All You Need to Know About Dermabrasion


Mechanical resurfacing of the skin has been in use for about 50 years and involves the use of abrasive tools to remove the outer layers of the skin to produce an improved appearance. Dermabrasion has been used for the treatment of photoaging (from sun damage), wrinkles, scarring, acne, precancerous lesions, and perform discoloration (called dyschromia). Superficial and deep techniques are available. There are two layers of the skin; the outer layer is called the epidermis and the inner layer, the dermis. Superficial dermabrasion removes portions of the epidermis and deep dermabrasion removes all of the epidermis and portions of the dermis. Deep methods are the preferred method for treatment of scarring (i.e. from acne or trauma) and other less common skin conditions (i.e. epidermal nevi, rhinophyma, and benign tumors). It has also been used for removal of resistant tattoos. Deep methods are more effective but generally require healing time and carry a higher risk of complications.


Microdermabrasion, also referred to as the “lunch time” procedure, is a popular procedure which is classified as light, or very superficial dermabrasion.
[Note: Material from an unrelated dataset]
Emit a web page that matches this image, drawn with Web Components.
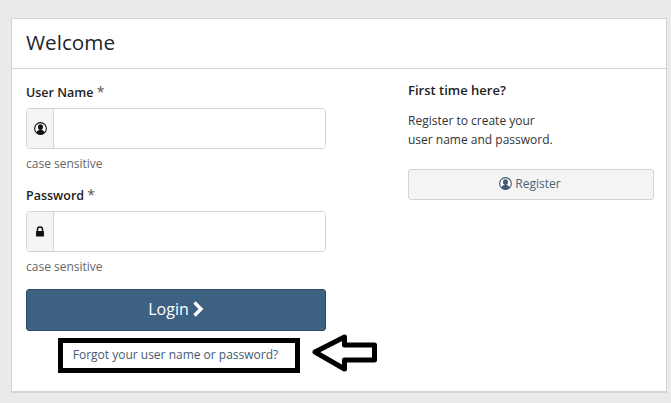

This method employs aluminum oxide crystals that are propelled at the skin and immediately sucked up. Although not scientifically proven to improve the appearance of skin, many patients report that their skin feels smoother. It is used to treat acne, dyschromias, and general “rejuvenation”. It is also popular because it is painless and there is no recovery time after the procedure. Newer devices now are crystal-less.

Manual dermasanding abrades the skin with silicone carbide sandpaper. This method is usually considered to be a medium depth procedure and is sometimes used in combination with other methods, such as chemical peels, carbon dioxide lasers, and motorized dermabrasion.

Motorized dermabrasion is a medium-deep or deep procedure and employs the use of a motorized brush or diamond cylinder. These tools are used to remove the outer layers of the skin in a controlled setting. Local anesthesia is used for pain control during the procedure. Dressings usually need to be worn after the procedure and temporary facial swelling and pain are normal. Within 7-10 days, the skin has healed but is often very red. Complete healing may take up to one month and collagen remodeling may continue for months after the procedure. Dermabrasion has been proven to improve the cosmetic appearance of the skin, especially in the treatment of scarring.

Not everyone is a good candidate for dermabrasion. Those with active acne, infections, and other scarring skin conditions may need treatment before undergoing dermabrasion. You and your physician need to decide if dermabrasion is the right procedure for you.

Complications are rare but include infection, prolonged healing, hyperpigmentation, and scarring.